Obviously, Cochituate State Park is an oasis of open space amid major development pressures on this west side of Middle Pond. Its natural shoreline and high trees screen it from visual pollution, and over the years Cochituate State Park has worked hard with abutting residents and others to prevent any loss. Preservation of that screening for future generations, and protection from unnecessary helicopter noise pollution, must be given a high priority by the park's current stewards if that oasis is to serve future generations. Several years earlier, the Natick Zoning Board took comments about the developer's adjacent project, Cloverleaf Apartments. The Cochituate State Park Advisory Committee and Cochituate State Park requested this protection then and were dismayed, during a Chrysler Apartments balloon test in August 2007, to see Cloverleaf's steel framework rising high above the treetops!
It would seem wrong for 40B zoning policy to devalue park land, as in this proposal to insert high-rise apartments into the natural shoreline view. But historically, DCR has been reluctant to object. Despite its general mission of stewardship, the Massachusetts Dept. of Conservation and Recreation has inherited a weak position regarding the preservation of park quality.

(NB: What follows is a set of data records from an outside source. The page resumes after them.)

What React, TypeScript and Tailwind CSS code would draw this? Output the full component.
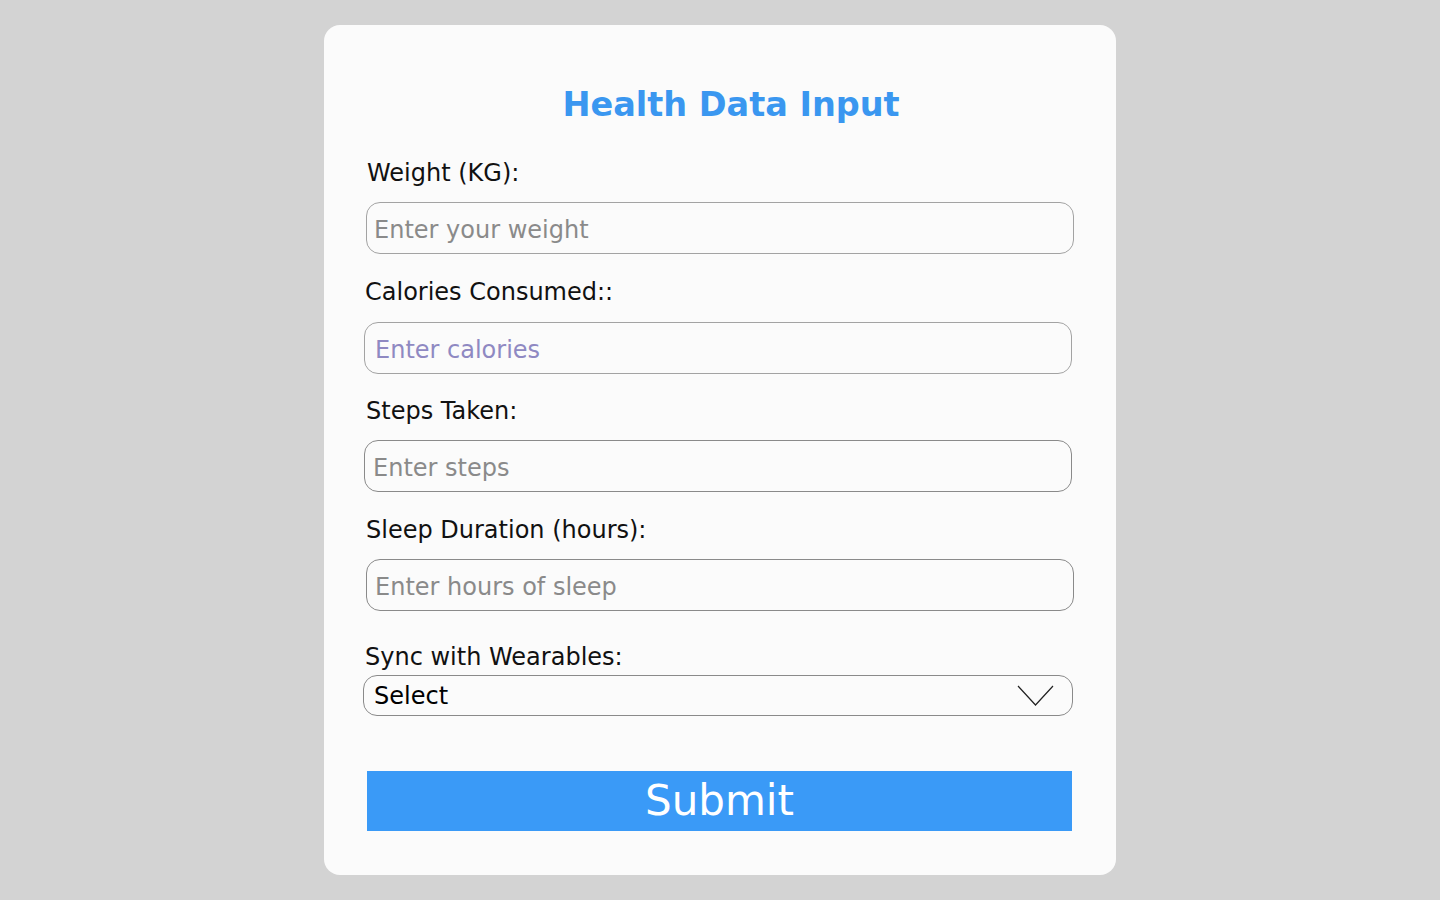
import { useState } from "react";

const font = { fontFamily: '"DejaVu Sans", "Open Sans", sans-serif' };

export default function App() {
  const [sync, setSync] = useState("");

  return (
    <div
      className="min-h-[900px] w-full bg-[#d3d3d3] flex justify-center pt-[25px]"
      style={font}
    >
      <div className="w-[792px] h-[850px] bg-[#fbfbfb] rounded-[16px] flex flex-col pt-[60px] pl-[40px] pr-[42px]">
        <h1 className="text-[33.5px] leading-[40px] font-bold text-[#3a97f0] text-center pl-[24px]">
          Health Data Input
        </h1>

        <label className="mt-[33px] ml-[3px] text-[24px] leading-[30px] text-[#111]">
          Weight (KG):
        </label>
        <input
          placeholder="Enter your weight"
          className="mt-[14px] ml-[2px] w-[708px] h-[52px] border border-[#a3a3a3] rounded-[14px] px-[7px] pt-[4px] text-[24px] bg-transparent outline-none placeholder:text-[#8a8a8a]"
        />

        <label className="mt-[23px] ml-[1px] text-[24px] leading-[30px] text-[#111]">
          Calories Consumed::
        </label>
        <input
          placeholder="Enter calories"
          className="mt-[15px] w-[708px] h-[52px] border border-[#a3a3a3] rounded-[14px] px-[10px] pt-[4px] text-[24px] bg-transparent outline-none placeholder:text-[#8f89c2]"
        />

        <label className="mt-[22px] ml-[2px] text-[24px] leading-[30px] text-[#111]">
          Steps Taken:
        </label>
        <input
          placeholder="Enter steps"
          className="mt-[14px] w-[708px] h-[52px] border border-[#8a8a8a] rounded-[14px] px-[8px] pt-[4px] text-[24px] bg-transparent outline-none placeholder:text-[#8a8a8a]"
        />

        <label className="mt-[23px] ml-[2px] text-[24px] leading-[30px] text-[#111]">
          Sleep Duration (hours):
        </label>
        <input
          placeholder="Enter hours of sleep"
          className="mt-[14px] ml-[2px] w-[708px] h-[52px] border border-[#8a8a8a] rounded-[14px] px-[8px] pt-[4px] text-[24px] bg-transparent outline-none placeholder:text-[#8a8a8a]"
        />

        <label className="mt-[31px] ml-[1px] text-[24px] leading-[30px] text-[#111]">
          Sync with Wearables:
        </label>
        <div className="mt-[3px] ml-[-1px] w-[710px] h-[41px] border border-[#8a8a8a] rounded-[14px] flex items-center justify-between pl-[10px] pr-[18px] relative">
          <span className="text-[24px] text-black">{sync || "Select"}</span>
          <svg width="37" height="21" viewBox="0 0 37 21" fill="none">
            <polyline points="1,1 18.5,20 36,1" stroke="#222" strokeWidth="1.2" />
          </svg>
          <select
            value={sync}
            onChange={(e) => setSync(e.target.value)}
            className="absolute inset-0 opacity-0 cursor-pointer"
          >
            <option value="">Select</option>
            <option value="Fitbit">Fitbit</option>
            <option value="Apple Watch">Apple Watch</option>
            <option value="Garmin">Garmin</option>
          </select>
        </div>

        <button className="mt-[55px] ml-[3px] w-[705px] h-[60px] bg-[#3a9af7] text-white text-[42px] leading-[60px]">
          Submit
        </button>
      </div>
    </div>
  );
}
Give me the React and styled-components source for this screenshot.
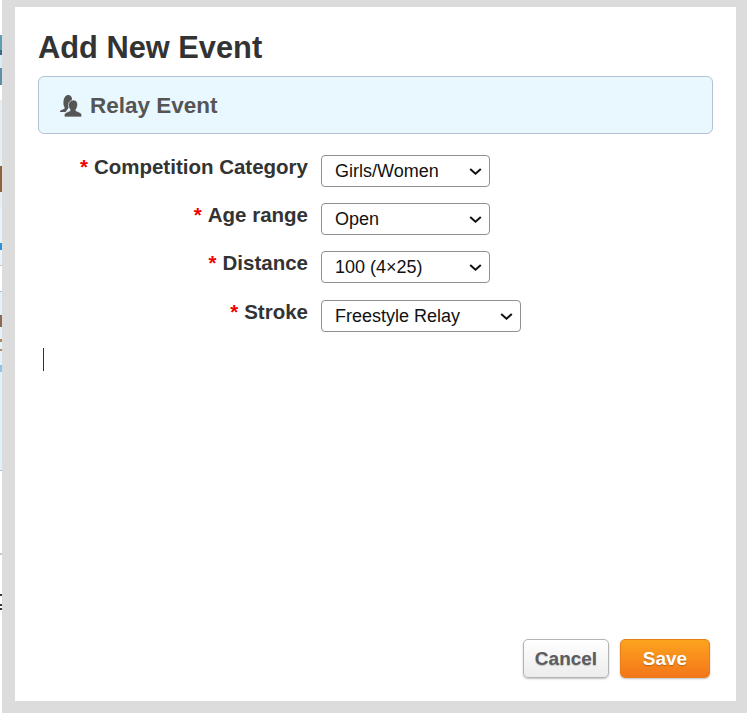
import React from 'react'
import styled, { createGlobalStyle } from 'styled-components'

const GlobalStyle = createGlobalStyle`
html, body {
    margin: 0;
    padding: 0;
    background: #fff;
}
`

const Page = styled.div`
display: flex;
width: 747px;
height: 713px;
overflow: hidden;
font-family: "Liberation Sans", Arial, sans-serif;
`

const BackdropStrip = styled.div`
width: 2px;
flex: none;
display: flex;
flex-direction: column;
`

const StripPiece = styled.div`
flex: none;
height: ${props => props.h}px;
background: ${props => props.c};
`

const Frame = styled.div`
flex: 1;
display: flex;
background: #dcdcdc;
padding: 7px 11px 12px 13px;
`

const Dialog = styled.div`
flex: 1;
display: flex;
flex-direction: column;
background: #fff;
padding: 22px 23px 23px 23px;
`

const Title = styled.h1`
margin: 0 0 10px;
font-size: 30.800px;
line-height: 37px;
font-weight: 700;
color: #333;
`

const Banner = styled.div`
display: flex;
align-items: center;
gap: 8px;
height: 58px;
padding: 2px 0 0 21px;
box-sizing: border-box;
background: #e9f8ff;
border: 1px solid #b0c4d4;
border-radius: 6px;
font-size: 22.500px;
font-weight: 700;
color: #555;
`

const Form = styled.div`
display: flex;
flex-direction: column;
margin-top: 21px;
`

const Row = styled.div`
display: grid;
grid-template-columns: 270px auto;
column-gap: 13px;
justify-content: start;
align-items: start;
height: ${props => props.h}px;
`

const Label = styled.label`
text-align: right;
font-size: 20.500px;
line-height: 24px;
font-weight: 700;
color: #333;
`

const Req = styled.span`
color: #f00000;
margin-right: 6px;
`

const chevron = encodeURIComponent('<svg xmlns="http://www.w3.org/2000/svg" width="13" height="7" viewBox="0 0 13 7"><path d="M1.200 1l5.300 4.700L11.800 1" fill="none" stroke="#111" stroke-width="2"/></svg>')

const Select = styled.select`
appearance: none;
width: ${props => props.w}px;
height: 32px;
padding: 0 24px 0 13px;
box-sizing: border-box;
background: #fff url("data:image/svg+xml,${chevron}") no-repeat right 7px center;
border: 1px solid #8f8f8f;
border-radius: 4px;
font-family: "Liberation Sans", Arial, sans-serif;
font-size: 18px;
color: #111;
`

const CursorLine = styled.div`
width: 1px;
height: 23px;
margin: 16px 0 0 5px;
background: #333;
`

const Actions = styled.div`
margin-top: auto;
display: flex;
justify-content: flex-end;
gap: 11px;
padding-right: 3px;
`

const ActionButton = styled.button`
height: 39px;
width: ${props => props.w}px;
padding: 0;
border-radius: 5px;
font-family: "Liberation Sans", Arial, sans-serif;
font-size: 19px;
font-weight: 700;
box-shadow: 0 1px 2px rgba(0, 0, 0, .25);
`

const CancelButton = styled(ActionButton)`
color: #5c5c60;
background: linear-gradient(#fff, #ececec);
border: 1px solid #b4b4b4;
text-shadow: 0 1px 1px rgba(0, 0, 0, .2);
`

const SaveButton = styled(ActionButton)`
color: #fff;
background: linear-gradient(#fda31e, #f3761a);
border: 1px solid #e8801a;
text-shadow: 0 1px 1px rgba(0, 0, 0, .25);
`

const stripPieces = [
    [35, '#ffffff'], [15, '#5f9db4'], [5, '#3a6a88'], [13, '#d8ecf8'], [17, '#5f8fa8'], [15, '#ffffff'],
    [66, '#e6eef4'], [26, '#8a6438'], [16, '#e6eef4'], [35, '#e8f4fa'], [7, '#2e90d8'],
    [15, '#e8f4fa'], [1, '#c0c8cc'], [25, '#ffffff'], [1, '#b0bcc8'], [23, '#e2f2fb'],
    [12, '#8a6a50'], [12, '#e2f2fb'], [3, '#b08a50'], [7, '#e2f2fb'], [2, '#b08a50'],
    [14, '#e2f2fb'], [7, '#8cc4e8'], [98, '#dff1fa'], [1, '#b0bcc8'], [82, '#ffffff'],
    [2, '#c8c8c8'], [39, '#ffffff'], [2, '#33364a'], [8, '#ffffff'], [2, '#33364a'],
    [2, '#ffffff'], [2, '#33364a'], [103, '#ffffff'],
]

const RelayIcon = () => (
    <svg width="22" height="22" viewBox="0 0 22 22" fill="#555">
        <path d="M8.200 0c2.300 0 3.800 1.700 3.800 4 0 1.800-.6 3.200-1.300 4.100-.4.600-.3 1.100.3 1.400L5.500 17H.5c-.4 0-.6-.3-.5-.7.4-1 2.200-1.600 3.900-2.300.8-.4 1-1 .6-1.700C3.600 10.900 3.300 9.500 3.500 6.500 3.800 2.500 5.800 0 8.200 0z"/>
        <path d="M13.500 5c2.500 0 4.100 1.900 4.100 4.500 0 2-.7 3.700-1.500 4.800-.5.800-.3 1.400.4 1.800 1.800.8 4.300 1.500 5 3 .3.700.5 2.900-.5 2.900H5c-1 0-.8-2.200-.5-2.900.7-1.500 3.200-2.200 5-3 .7-.4.900-1 .4-1.800-.8-1.100-1.500-2.800-1.500-4.800C8.900 6.900 11 5 13.500 5z" stroke="#e9f8ff" strokeWidth=".7"/>
    </svg>
)

const App = () => {
    return (
        <Page>
            <GlobalStyle />
            <BackdropStrip>
                {stripPieces.map(([h, c], i) => <StripPiece key={i} h={h} c={c} />)}
            </BackdropStrip>
            <Frame>
                <Dialog>
                    <Title>Add New Event</Title>
                    <Banner><RelayIcon />Relay Event</Banner>
                    <Form>
                        <Row h={48}>
                            <Label><Req>*</Req>Competition Category</Label>
                            <Select w={169} defaultValue="Girls/Women">
                                <option>Girls/Women</option>
                                <option>Boys/Men</option>
                            </Select>
                        </Row>
                        <Row h={48}>
                            <Label><Req>*</Req>Age range</Label>
                            <Select w={169} defaultValue="Open">
                                <option>Open</option>
                            </Select>
                        </Row>
                        <Row h={49}>
                            <Label><Req>*</Req>Distance</Label>
                            <Select w={169} defaultValue="100 (4×25)">
                                <option>100 (4×25)</option>
                            </Select>
                        </Row>
                        <Row h={32}>
                            <Label><Req>*</Req>Stroke</Label>
                            <Select w={200} defaultValue="Freestyle Relay">
                                <option>Freestyle Relay</option>
                            </Select>
                        </Row>
                    </Form>
                    <CursorLine />
                    <Actions>
                        <CancelButton w={86}>Cancel</CancelButton>
                        <SaveButton w={90}>Save</SaveButton>
                    </Actions>
                </Dialog>
            </Frame>
        </Page>
    )
}

export default App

We brought that paradox to the DCR Stewardship Council in early 2006. The Council and, in 2007, new DCR Commissioner Rick Sullivan considered this problem. DCR's strengthened position is apparent in Commissioner Sullivan's December 2007 comment letter re the Mass. Environmental Policy Act (MEPA) review of the Chrysler Apartments project. (In particular, see the four lines at the bottom of that letter's first page.) The Cochituate State Park Advisory Committee quickly supported that welcome position with a letter of its own.
In early February 2008, Chrysler Apartments developer Josh Katzen provided a new draft
map. I've put it online with his permission:
Josh explains that this map approximates the view of the lake from the top of his proposed buildings. It was developed with photos taken from atop his adjacent Cloverleaf Apartments project, which by then was constructed to full height. Other than that different rooftop, and without adjusting for the height of rooftop structures and the height of people above the water level (all of which will increase the sensitive area), this map should approximate the view in the reverse direction - that is, the view of the high-rise buildings from the lake. Generally, and before applying corrections per the above, this linked map shows that the buildings will not project above the natural shoreline for nearby lake users, but will do so for those well out on Lake Cochituate's Middle Pond or on many parts of its far shore.
At our request, the NZBA and the developer arranged a second balloon test in April 2008 - in early spring, when many trees haven't grown their leaves and provide less vegetative screening. Some of the NZBA members joined CSPAC members and Josh Katzen to view the test from various points on the water. These issues were discussed at the Natick Zoning Board of Appeals hearing for Chrysler Apartments on its next hearing night, April 14th, 2008. These two balloon-test photos, from the August 29th, 2007 test and the April 12th, 2008 test, show Cloverleaf Apartments and balloons indicating the upper corners of the proposed Chrysler Apartments. Each view is from a typical location on the far half of Middle Pond, and is less extreme than the views from those shorelines or from the abutting homes above those shorelines. To see the balloons better, click each photograph to enlarge it.
The CSPAC position is simple: We want the NZBA and other agencies to assure the preservation of Lake Cochituate's natural shoreline, now and into the future, here at Chrysler Apartments and as a precedent for other sites. We have asked that remediation measures include restoring the natural screening for Cloverleaf Apartments. We will cooperate with the developer and all parties to accomplish that, but when a project cannot accomplish that it should not be approved. As is enforced with all homes abutting the lake, a good lake view from the home is a bad home view from the lake; it's scenic pollution. Possible adjustments include plantings, raised berms, lowered buildings, greater building set-backs from the lake and, of course, smaller buildings.
The developer met informally with the Natick Conservation Commission on April 30th, in order to help the NCC determine whether and how to provide its inputs to the NZBA. The CSPAC was present, and requested that the NCC add its support to its own and that of Mass. DCR for preservation of complete natural screening.
The Natick Zoning Board of Appeals held this topic's final public hearing night on Monday, July 7th, 2008; I requested to speak for five minutes, and was refused. The NZBA decision was postponed from September 10th to September 17th (at which time I requested but was still unable to read the proposed decision). The NZBA's unanimous decision was filed the next morning.